No więc tak: Motop*zdeczki zapie**alają, jedna się wyj***ła. Dobrze. Motor wpadł pod auto i pewnie już do niczego się nie nadaje. Dobrze. Auto wyprzedało na wzgórzu i to pomimo sprawiania olbrzymiego zagrożenia dla motocyklistów. Źle. Auto wjechało na motor zapewne dachowało i być może wpadło ze wsporą prędkością na drzewo a jeżeli on miał pecha a cała planeta farta, to stoczyło się w dół wzgórza kiereszując tępego kierowce. Dobrze. Tyle piękna w jednym filmiku...
@up Oho, następny. Równie dobrze można by się spierać czy na filmie jest auto czy też samochód. Tysiące razy już było pisane, że obie formy są dopuszczalne.
@Mors_Nigra co ty człowieku pie**olisz? Tobie nie zdarzyło się nigdy wyjebac na rowerze? Nie posiadam prawo jazdy na motocykl, jednak widzę tu winę jedynie kierowcy. Wyprzedzać samochód, gdy z przeciwka jedzie kolumna i to na wzniesieniu?
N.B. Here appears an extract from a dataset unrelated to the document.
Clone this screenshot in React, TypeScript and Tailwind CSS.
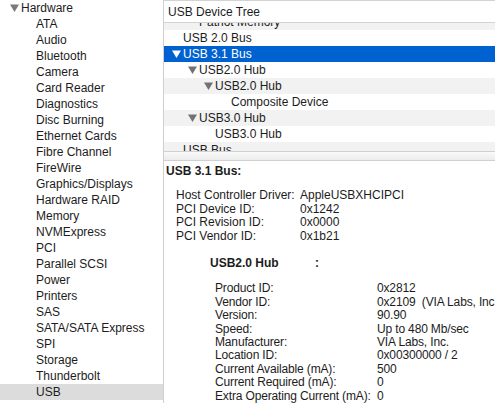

Bardzo dobrze ze się wyj***l ten z motocyklu, przynajmniej nie poszedł na czołówkę. Powiedz mi, gdzie tu jest jego wina skoro określasz go jako tepego? Najzwyczajniej w świecie spanikowal, bo debil leciał na czołówkę i wolał się wyjebac i pojsc w rów niż zostawić plamę na jego masce. Zacznij myśleć, a nie pie**olisz głupoty.